TO BE DONE:
Please report every line from the material that contains the word "styles".

Begin INFORMATION SUPPLIED

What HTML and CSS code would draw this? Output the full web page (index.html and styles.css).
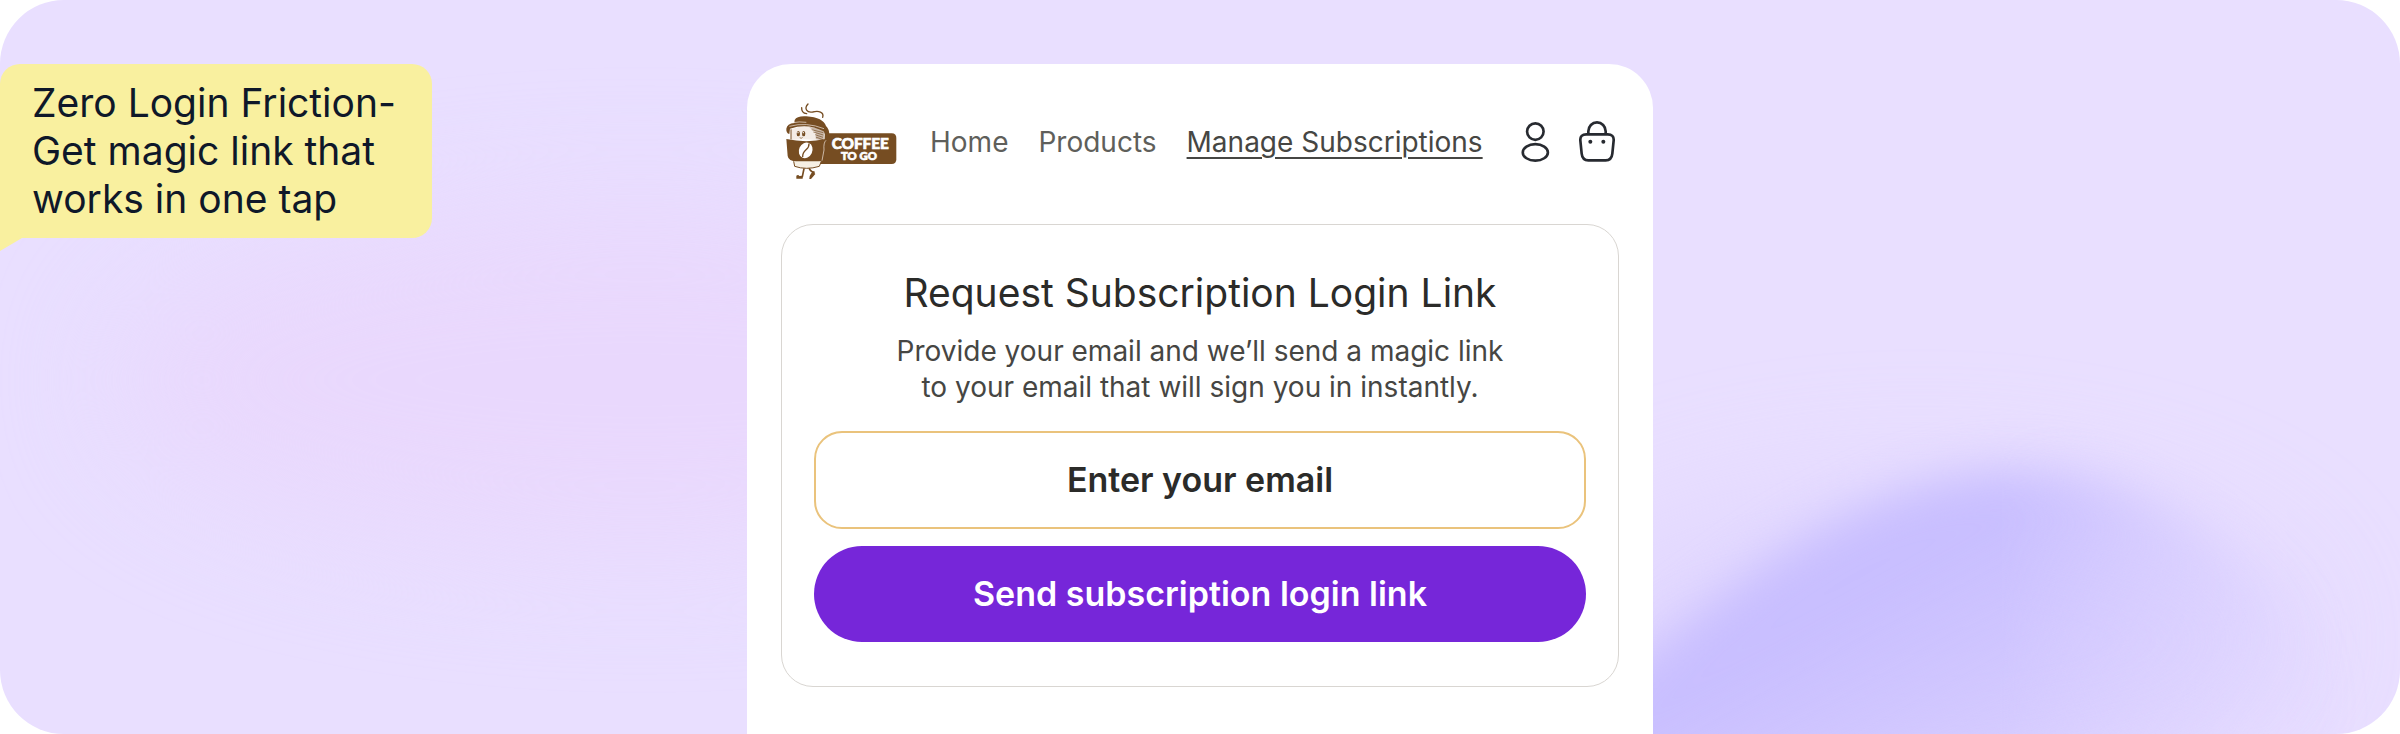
FILE: index.html
```
<!DOCTYPE html>
<html lang="en">
<head>
    <meta charset="UTF-8">
    <meta name="viewport" content="width=device-width, initial-scale=1.0">
    <title>Coffee To Go - Manage Subscriptions</title>
    <link rel="stylesheet" href="styles.css">
</head>
<body>
    <main class="hero">
        <svg class="backdrop" viewBox="0 0 2400 734" preserveAspectRatio="none" color-interpolation-filters="sRGB" aria-hidden="true">
            <defs>
                <linearGradient id="blobFill" gradientUnits="userSpaceOnUse" x1="1870" y1="590" x2="2060" y2="940">
                    <stop offset="0" stop-color="#c8beff"/>
                    <stop offset="1" stop-color="#c8beff" stop-opacity="0"/>
                </linearGradient>
                <linearGradient id="fadeFill" gradientUnits="userSpaceOnUse" x1="2000" y1="0" x2="2380" y2="0">
                    <stop offset="0" stop-color="#fff"/>
                    <stop offset="1" stop-color="#000"/>
                </linearGradient>
                <mask id="blobFade" maskUnits="userSpaceOnUse" x="0" y="0" width="2400" height="900" color-interpolation="sRGB">
                    <rect width="2400" height="900" fill="url(#fadeFill)"/>
                </mask>
                <filter id="soft" x="-30%" y="-30%" width="160%" height="160%">
                    <feGaussianBlur stdDeviation="24"/>
                </filter>
                <filter id="wide" x="-50%" y="-100%" width="200%" height="300%">
                    <feGaussianBlur stdDeviation="60"/>
                </filter>
            </defs>
            <ellipse cx="640" cy="380" rx="520" ry="170" fill="#e9d8fd" filter="url(#wide)"/>
            <ellipse cx="1920" cy="640" rx="390" ry="160" fill="#ddd3ff" opacity="0.6" filter="url(#wide)"/>
            <g mask="url(#blobFade)">
                <path d="M1500 780 C1600 690 1660 640 1727 590 C1820 520 1920 470 2020 470 C2130 470 2210 520 2280 590 C2350 660 2390 740 2400 900 L1500 900 Z" fill="url(#blobFill)" filter="url(#soft)"/>
            </g>
        </svg>

        <aside class="bubble">Zero Login Friction-<br>Get magic link that<br>works in one tap</aside>

        <section class="store">
            <header class="store-header">
                <a class="logo" href="#" aria-label="Coffee To Go">
                    <svg viewBox="48 39 336 231" width="112" height="77">
                        <!-- sign -->
                        <path d="M160 130 H368 Q382 130 382 144 V208 Q382 222 368 222 H150 Z" fill="#764d22"/>
                        <text class="logo-text" x="188" y="177" font-size="46">COFFEE</text>
                        <text class="logo-text" x="216" y="210" font-size="34">TO GO</text>
                        <!-- steam -->
                        <g fill="none" stroke="#764d22" stroke-width="4" stroke-linecap="round">
                            <path d="M98 53 Q97 69 113 71"/>
                            <path d="M117 42 C104 56 114 69 131 66 C148 62 166 65 161 82"/>
                        </g>
                        <!-- legs -->
                        <g fill="none" stroke="#764d22" stroke-width="5" stroke-linecap="round" stroke-linejoin="round">
                            <path d="M106 231 L100 260"/>
                            <path d="M119 231 Q124 246 135 246 L126 261"/>
                        </g>
                        <path d="M82 257 Q88 253 91 258 L101 257 V266 H82 Z" fill="#764d22"/>
                        <path d="M131 243 L139 252 L126 267 H121 L122 258 Z" fill="#764d22"/>
                        <!-- cup -->
                        <path d="M60 120 Q64 146 71 150 L78 229 Q112 244 151 225 L166 150 L168 118 Q110 92 60 120 Z" fill="#fff"/>
                        <path d="M66 118 Q112 100 166 118 L166 154 Q112 144 66 150 Z" fill="#f4ece6"/>
                        <path d="M120 112 Q150 112 165 120 L164 152 L140 147 Q148 126 120 112 Z" fill="#c9b7a8"/>
                        <path d="M128 119 L163 128 M133 126 L163 135 M138 134 L162 142 M140 141 L162 149" stroke="#764d22" stroke-width="2"/>
                        <path d="M66 118 V148" stroke="#764d22" stroke-width="3"/>
                        <ellipse cx="88" cy="131" rx="5" ry="8" fill="#764d22"/>
                        <ellipse cx="104" cy="131" rx="5" ry="8" fill="#764d22"/>
                        <circle cx="87" cy="128" r="2" fill="#fff"/>
                        <circle cx="103" cy="128" r="2" fill="#fff"/>
                        <path d="M92 143 Q97 147 101 142" fill="none" stroke="#764d22" stroke-width="2"/>
                        <!-- lid -->
                        <path d="M77 90 Q84 77 112 79 Q163 83 171 108 Q181 117 181 135 Q176 147 170 148 Q169 132 164 124 Q116 98 63 116 L61 132 Q51 129 52 116 Q54 101 76 99 Z" fill="#764d22"/>
                        <path d="M61 109 Q112 95 165 116" fill="none" stroke="#f4ece6" stroke-width="2"/>
                        <path d="M72 98 Q90 94 112 97" fill="none" stroke="#f4ece6" stroke-width="2"/>
                        <!-- sleeve -->
                        <path d="M52 147 Q112 160 170 147 L176 148 L162 213 Q108 228 64 210 Q57 206 56 198 Z" fill="#764d22"/>
                        <path d="M171 151 Q163 158 165 180 L159 212" fill="none" stroke="#f4ece6" stroke-width="2"/>
                        <path d="M74 214 L77 229 Q112 241 151 229 L157 214" fill="#f6f0e4" stroke="#764d22" stroke-width="3"/>
                        <!-- bean -->
                        <ellipse cx="110" cy="181" rx="20" ry="24" transform="rotate(25 110 181)" fill="#fff"/>
                        <path d="M120 160 C122 182 100 177 101 201" fill="none" stroke="#764d22" stroke-width="4"/>
                    </svg>
                </a>
                <nav class="nav">
                    <a href="#">Home</a>
                    <a href="#">Products</a>
                    <a class="active" href="#">Manage Subscriptions</a>
                </nav>
                <div class="actions">
                    <a href="#" aria-label="Account">
                        <svg viewBox="66 35 87 121" width="29" height="40" fill="none" stroke="#272a30" stroke-width="8">
                            <circle cx="109" cy="64" r="25"/>
                            <ellipse cx="109" cy="127" rx="38" ry="25"/>
                        </svg>
                    </a>
                    <a href="#" aria-label="Cart">
                        <svg viewBox="240 35 108 123" width="36" height="41" fill="none" stroke="#272a30" stroke-width="8">
                            <path d="M268 75 V66 A26 27 0 0 1 320 66 V75"/>
                            <path d="M262 75 H326 Q345 75 344 93 L340 133 Q338 153 320 153 H268 Q250 153 248 133 L244 93 Q243 75 262 75 Z"/>
                            <circle cx="274" cy="97" r="6" fill="#272a30" stroke="none"/>
                            <circle cx="313" cy="97" r="6" fill="#272a30" stroke="none"/>
                        </svg>
                    </a>
                </div>
            </header>

            <form class="login-form" id="loginForm">
                <h1>Request Subscription Login Link</h1>
                <p>Provide your email and we’ll send a magic link<br>to your email that will sign you in instantly.</p>
                <input type="email" id="email" name="email" placeholder="Enter your email" aria-label="Email" required>
                <button type="submit">Send subscription login link</button>
            </form>
        </section>
    </main>
</body>
</html>
```
FILE: styles.css
```
* {
    box-sizing: border-box;
}
body {
    margin: 0;
    background: #fff;
    font-family: Inter, "Liberation Sans", sans-serif;
    color: #2b2b29;
}
a {
    color: inherit;
    text-decoration: none;
}
svg {
    display: block;
}
.hero {
    position: relative;
    display: grid;
    grid-template-columns: 1fr minmax(0, 906px) 1fr;
    align-items: start;
    min-height: 100vh;
    padding-top: 64px;
    background: #e9dfff;
    border-radius: 64px;
    overflow: hidden;
}
.backdrop {
    position: absolute;
    inset: 0;
    width: 100%;
    height: 100%;
}
.bubble {
    position: relative;
    justify-self: start;
    padding: 15px 36px 15px 32px;
    background: #f9f09f;
    border-radius: 20px 20px 20px 0;
    font-size: 39px;
    line-height: 48px;
    color: #0f1829;
}
/* speech tail */
.bubble::after {
    content: "";
    position: absolute;
    top: 100%;
    left: 0;
    width: 22px;
    height: 13px;
    background: #f9f09f;
    clip-path: polygon(0 0, 100% 0, 0 100%);
}
.store {
    position: relative;
    align-self: stretch;
    padding: 39px 34px 44px;
    background: #fff;
    border-radius: 44px 44px 0 0;
}
.store-header {
    display: flex;
    align-items: center;
    padding: 0 4px;
    margin-bottom: 44px;
}
.logo-text {
    font-family: Lato, sans-serif;
    font-weight: 900;
    fill: #fff;
    stroke: #fff;
    stroke-width: 2px;
}
.nav {
    display: flex;
    gap: 30px;
    margin-left: 33px;
    font-size: 28px;
    line-height: 36px;
    color: #5f5f5b;
}
.nav .active {
    color: #464643;
    text-decoration: underline;
    text-decoration-thickness: 2px;
    text-underline-offset: 5px;
}
.actions {
    display: flex;
    align-items: center;
    gap: 29px;
    margin-left: auto;
}
.login-form {
    display: flex;
    flex-direction: column;
    padding: 44px 32px;
    border: 1px solid #d9d6d2;
    border-radius: 32px;
    text-align: center;
}
.login-form h1 {
    margin: 0 0 16px;
    font-size: 39px;
    line-height: 48px;
    font-weight: 400;
}
.login-form p {
    margin: 0 0 26px;
    font-size: 28px;
    line-height: 36px;
    color: #464643;
}
.login-form input,
.login-form button {
    width: 100%;
    font-family: inherit;
    font-size: 34px;
    line-height: 40px;
    font-weight: 600;
    text-align: center;
}
.login-form input {
    padding: 27px 32px;
    margin-bottom: 17px;
    border: 2px solid #eac37c;
    border-radius: 28px;
    background: #fff;
    color: #2b2b29;
}
.login-form input::placeholder {
    color: #2b2b29;
    opacity: 1;
}
.login-form button {
    padding: 28px 32px;
    border: none;
    border-radius: 48px;
    background: #7626d9;
    color: #fff;
    cursor: pointer;
}
```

End INFORMATION SUPPLIED

ANSWER IN FULL:
What HTML and CSS code would draw this? Output the full web page (index.html and styles.css).
    <link rel="stylesheet" href="styles.css">
FILE: styles.css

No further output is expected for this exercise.